When buses are overcrowded, the pressure goes directly to the tyre. So bus operators fill in extra air, which might burst anytime and cause a deadly accident,” Mishra said.

Mishra, who heads the Repair and Maintenance Department of the MV Dugar Group, added that external factors such as uneven air pressure in tyres, broken indicators, and sharp headlight beams and non-functioning wipers leading to poor visibility as major contributors to road accidents.

The vehicle fitness check-up drive called, “No Accident—No Damage” had found that half of the public buses examined had dysfunctional indicators while nearly 45 percent of them had damaged seats.

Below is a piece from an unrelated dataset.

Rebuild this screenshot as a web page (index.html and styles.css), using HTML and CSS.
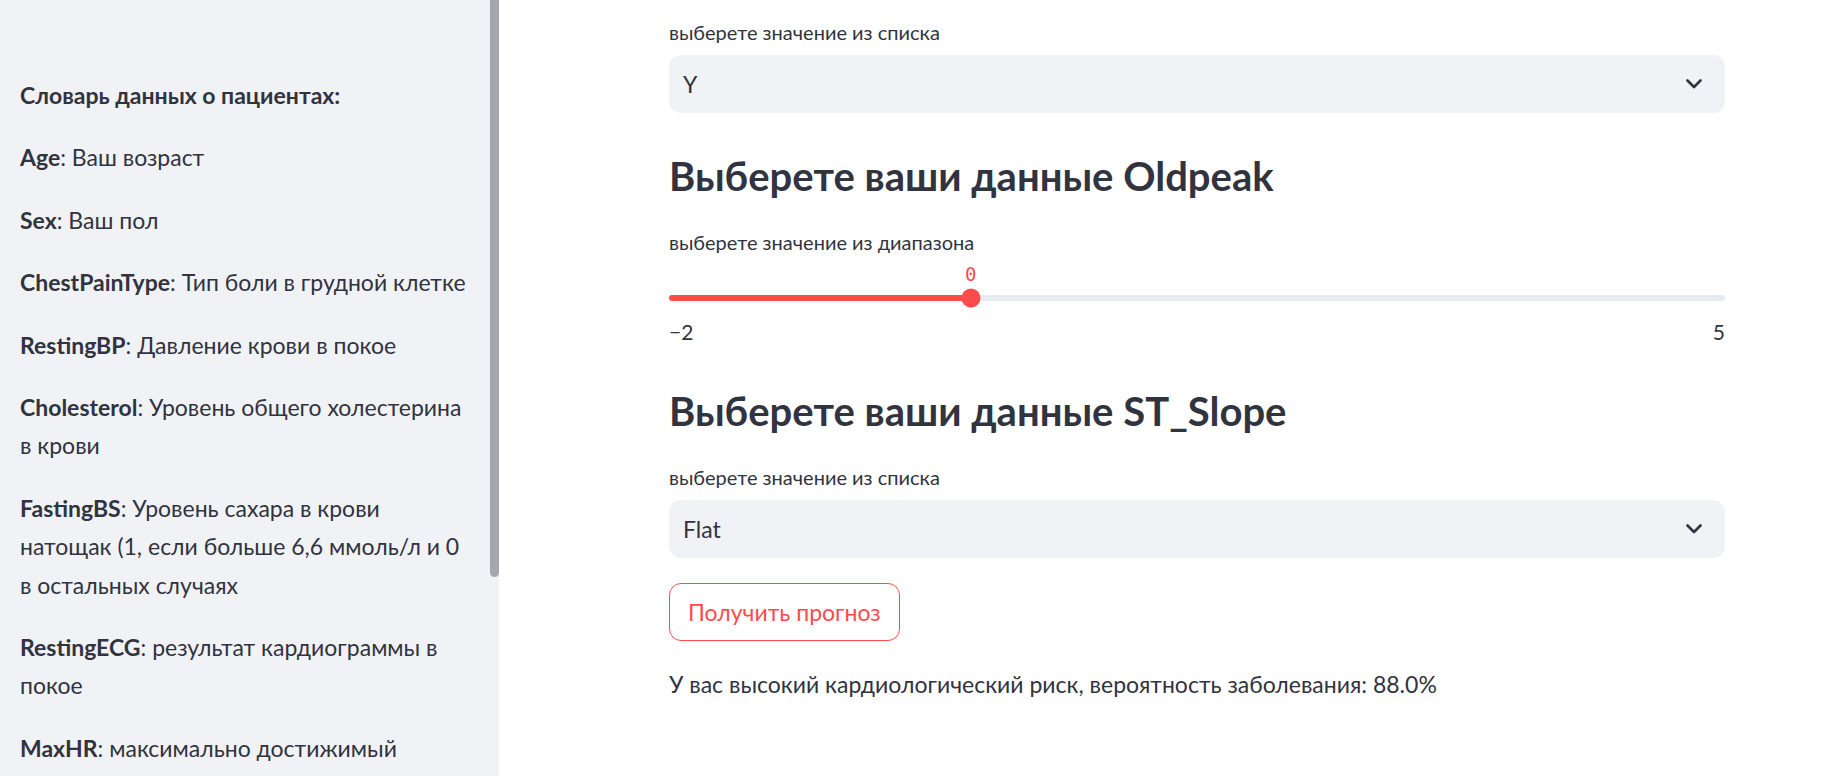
FILE: index.html
```html
<!DOCTYPE html>
<html lang="ru">
<head>
<meta charset="utf-8">
<title>Прогноз</title>
<link rel="stylesheet" href="styles.css">
</head>
<body>
<div class="app">
  <aside class="sidebar">
    <div class="sidebar-content">
      <p><b>Словарь данных о пациентах:</b></p>
      <p><b>Age</b>: Ваш возраст</p>
      <p><b>Sex</b>: Ваш пол</p>
      <p><b>ChestPainType</b>: Тип боли в грудной клетке</p>
      <p><b>RestingBP</b>: Давление крови в покое</p>
      <p><b>Cholesterol</b>: Уровень общего холестерина в крови</p>
      <p><b>FastingBS</b>: Уровень сахара в крови натощак (1, если больше 6,6 ммоль/л и 0 в остальных случаях</p>
      <p><b>RestingECG</b>: результат кардиограммы в покое</p>
      <p><b>MaxHR</b>: максимально достижимый сердечный ритм</p>
    </div>
    <div class="scrollbar"></div>
  </aside>
  <main class="main">
    <div class="block">
      <div class="label first">выберете значение из списка</div>
      <div class="select">
        <span class="select-value">Y</span>
        <svg class="chevron" width="16" height="10" viewBox="0 0 16 10"><polyline points="1.5,1.5 8,8 14.5,1.5" fill="none" stroke="#31333f" stroke-width="2.6" stroke-linecap="round" stroke-linejoin="round"/></svg>
      </div>

      <h3 class="heading">Выберете ваши данные Oldpeak</h3>
      <div class="label">выберете значение из диапазона</div>
      <div class="slider">
        <div class="slider-value-row">
          <span class="slider-value" style="left: 28.571%">0</span>
        </div>
        <div class="track">
          <div class="track-fill" style="width: 28.571%"></div>
          <div class="thumb" style="left: 28.571%"></div>
        </div>
        <div class="ticks"><span>−2</span><span>5</span></div>
      </div>

      <h3 class="heading second">Выберете ваши данные ST_Slope</h3>
      <div class="label">выберете значение из списка</div>
      <div class="select">
        <span class="select-value">Flat</span>
        <svg class="chevron" width="16" height="10" viewBox="0 0 16 10"><polyline points="1.5,1.5 8,8 14.5,1.5" fill="none" stroke="#31333f" stroke-width="2.6" stroke-linecap="round" stroke-linejoin="round"/></svg>
      </div>

      <button class="btn">Получить прогноз</button>
      <p class="result">У вас высокий кардиологический риск, вероятность заболевания: 88.0%</p>
    </div>
  </main>
</div>
</body>
</html>
```

FILE: styles.css
```css
html, body {
  margin: 0;
  padding: 0;
  height: 776px;
  overflow: hidden;
  background: #ffffff;
}

body {
  font-family: "Lato", "Roboto", "Noto Sans", sans-serif;
  color: #31333f;
}

.app {
  display: flex;
  height: 776px;
}

.sidebar {
  position: relative;
  width: 499px;
  flex: 0 0 499px;
  background: #f0f2f6;
  overflow: hidden;
}

.sidebar-content {
  width: 450px;
  padding: 76px 0 0 20px;
}

.sidebar-content p {
  margin: 0 0 24px 0;
  font-size: 23px;
  line-height: 38.4px;
}

.sidebar-content b {
  font-weight: 700;
}

.scrollbar {
  position: absolute;
  top: 0;
  right: 0;
  width: 9px;
  height: 577px;
  background: #a6a6ae;
  border-radius: 0 0 5px 5px;
}

.main {
  flex: 1;
  padding-left: 170px;
}

.block {
  width: 1056px;
  display: flex;
  flex-direction: column;
  align-items: flex-start;
}

.label {
  font-size: 20px;
  line-height: 30px;
  margin-top: 27.5px;
  margin-bottom: 8px;
}

.label.first {
  margin-top: 17px;
}

.select {
  box-sizing: border-box;
  width: 100%;
  height: 58px;
  background: #f0f2f6;
  border-radius: 12px;
  display: flex;
  align-items: center;
  justify-content: space-between;
  padding: 0 23px 0 14px;
}

.select-value {
  font-size: 23px;
}

.chevron {
  display: block;
}

.heading {
  margin: 38px 0 0 0;
  font-size: 40px;
  line-height: 50px;
  font-weight: 700;
  color: #31333f;
}

.heading + .label {
  margin-top: 26px;
}

.heading.second {
  margin-top: 42px;
}

.slider {
  width: 100%;
  margin-top: -3.3px;
}

.slider-value-row {
  position: relative;
  height: 24px;
}

.slider-value {
  position: absolute;
  top: 0;
  transform: translateX(-50%);
  font-family: "DejaVu Sans Mono", "Liberation Mono", monospace;
  font-size: 19px;
  line-height: 24px;
  color: #ff4b4b;
}

.track {
  position: relative;
  height: 6px;
  margin-top: 9px;
  background: #e6eaf1;
  border-radius: 3px;
}

.track-fill {
  height: 6px;
  background: #ff4b4b;
  border-radius: 3px;
}

.thumb {
  position: absolute;
  top: 50%;
  width: 19px;
  height: 19px;
  background: #ff4b4b;
  border-radius: 50%;
  transform: translate(-50%, -50%);
}

.ticks {
  display: flex;
  justify-content: space-between;
  margin-top: 19px;
  font-size: 21px;
  line-height: 24px;
  color: #31333f;
}

.btn {
  margin-top: 25px;
  box-sizing: border-box;
  height: 58px;
  padding: 0 18px;
  background: #ffffff;
  border: 1px solid #ff4b4b;
  border-radius: 12px;
  color: #ff4b4b;
  font-family: inherit;
  font-size: 23px;
  cursor: pointer;
}

.result {
  margin: 24px 0 0 0;
  font-size: 23px;
  line-height: 38.4px;
}
```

“Besides problems in external parts, there are issues in internal mechanism of the vehicle such as the breaking system and engine power. With a weak braking system, overloaded vehicles cannot be stopped properly. Poor engine power means buses can’t go uphill,” said Mishra.

Nepal Police says it doesn’t have enough personnel to check vehicles while transport management officials concede that the department has no mechanism to keep checks on the mechanical condition of public buses. They say it is up to the operators to maintain their buses.

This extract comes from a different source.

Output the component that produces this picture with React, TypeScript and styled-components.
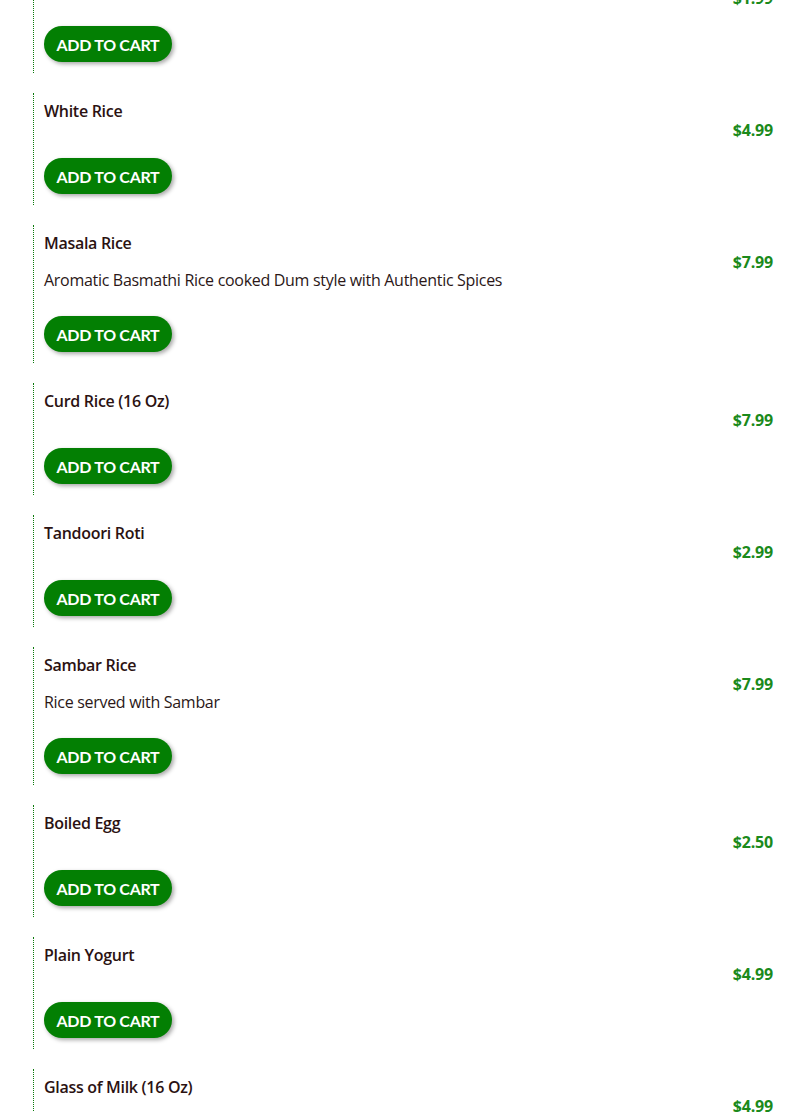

The Department of Transport Management has a Vehicle Fitness Test Centre in Teku that came into operation last year after five years in the making. The sophisticated multi-million-rupee test centre was meant to examine and certify the safety and worthiness of vehicles running inside Kathmandu Valley.

The facility is said to check the overall fitness of vehicles, including automobile parts like brakes, level of emission, suspension, chassis, and uphill movement capacity of buses, among others.

Although the test centre can take vehicles that don’t meet the standards off the road, officials hardly test any vehicles that operate on long routes. “Regular fitness test of all the vehicles is necessary,” said Upadhyaya. “However, we only have one test centre for over 200,000 vehicles.”